Итак, абстрактная догма, даже благородная в своих исходных посылках, но поставленная выше живой и трепетной человеческой жизни, рассматривающая эту жизнь лишь как средство для своих высших целей, застывает, каменеет, обретает черты нечеловеческого „кумира“ и превращается в орудие убийства.
Пир Моцарта в „Золотом льве“, его последний пир, совершается не в обществе друга-музыканта, как думает Моцарт, а каменного гостя. Непосредственно на сюжетном уровне за столом сидят жизнелюбивый и ребячливый человек, именно человек, а не музыкант (эпизоды со слепым скрипачом, упоминание об игре на полу с ребенком рисуют принципиально не жреческий, а человеческий образ), и тот, кто — тонкий ценитель и знаток музыки — сам о себе говорит: „Мало жизнь люблю“, не человек, а принцип.
Но тень рокового пира мелькает уже в первом разговоре Моцарта с Сальери:
Представь себе… кого бы?Ну, хоть меня — немного помоложе;Влюбленного — не слишком, а слегка —С красоткой (с Доной Анной? — Ю. Л.), или с другом —хоть с тобой (т. е. с Сальери. — Ю. Л.),Я весел… Вдруг: виденье гробовое,Незапный мрак иль что-нибудь такое… (VII, 126–127).
Предсказано появление Командора. Но острота ситуации состоит в том, что друг и есть Командор. Моцарт, считая, что гений и злодейство несовместны, думает, что пирует с гением, т. е. с человеком. На самом же деле за столом с ним сидит камень, „виденье гробовое“.
Второе упоминание — слова Моцарта, которому кажется, что черный человек, заказавший Реквием, „с нами сам-третий / Сидит“.
Третье упоминание — имя Бомарше, сорвавшееся с уст Сальери. Клевета или действительность, но слава отравителя преследовала Бомарше при жизни и пятнала его имя за гробом. Так символ пира и мотив борьбы человека и камня подводят к решительному моменту — убийству.
Сталкиваются два мира: нормальный, человеческий мир Моцарта, утверждающий связь искусства с человечностью, игрой, беспечностью, простой жизнью и творчеством, ищущим ненайденное, и перверсный мир Сальери, где убийство именуется долгом („тяжкий совершил я долг“), яд — „даром любви“, а отравленное вино — „чашей дружбы“, где жизнь человека — лишь средство, истина найдена и сформулирована и жрецы стоят на ее страже.
Фактическая победа достается второму миру, моральная — первому.
Извращенность — закон мира Сальери, и противоестественное сочетание: „Пировал я с гостем ненавистным“ — он использует как обыденное и нормальное.

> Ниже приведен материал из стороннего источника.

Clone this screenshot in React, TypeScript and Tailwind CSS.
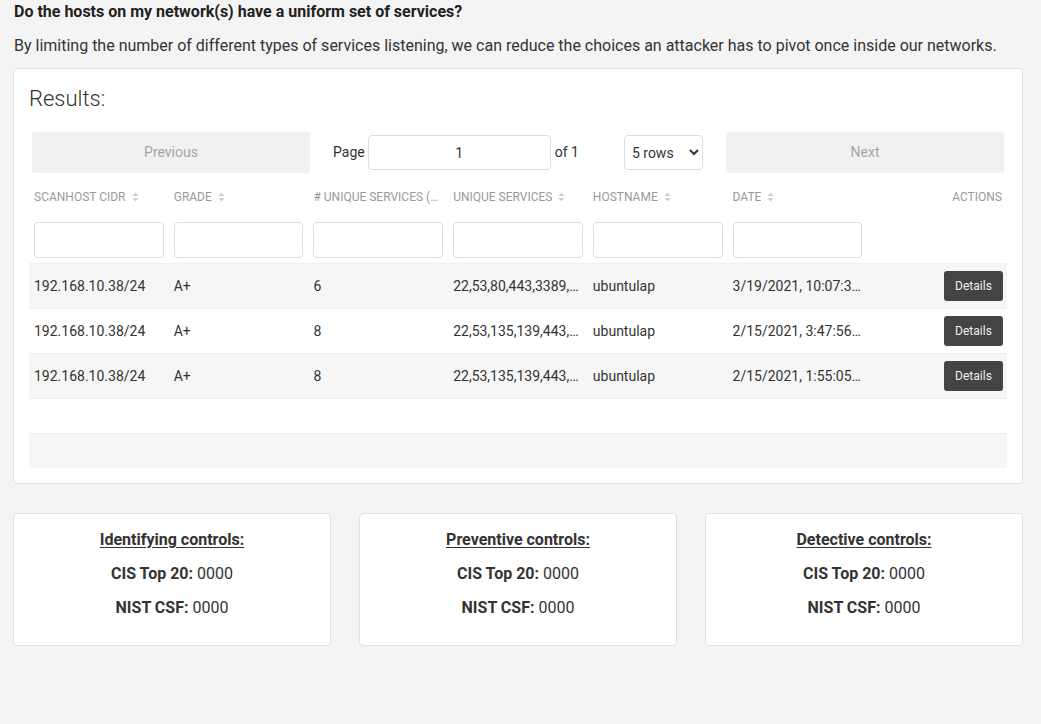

В „Каменном госте“ эта атмосфера распространяется на всех героев и заполняет все пространство драмы. Естественная, человеческая, домашняя ребячливость Моцарта, простодушная доброта его гениальности превращаются в Дон Гуане в злую страсть, которой для полноты ощущений необходимо присутствие смерти. Дон Гуан — тоже гений, но он уже не скажет, что гений и злодейство „две вещи несовместные“. Моцарт — воплощенная естественность. Он показывает, что быть гениальным — норма человеческого существования. Дон Гуан — гений, рвущийся нарушать нормы, разрушать любые пределы именно потому, что они пределы.
Но если сдвиг авторской точки зрения раскрывает нечто новое в „человеческом“ ряду (идет анализ личного начала в человеке: Моцарт раскрывал в человеческом гениальное, Дон Гуан в гениальном — страшное), то и мир „каменных“ догм и принципов предстает в новом свете: как защитник идей верности, домашнего очага, семейной морали Командор освещен иначе, чем гениальный завистник Сальери. Это приводит к тому, что в „Каменном госте“ оба антагониста каждый по-своему страшны и каждый по-своему привлекательны.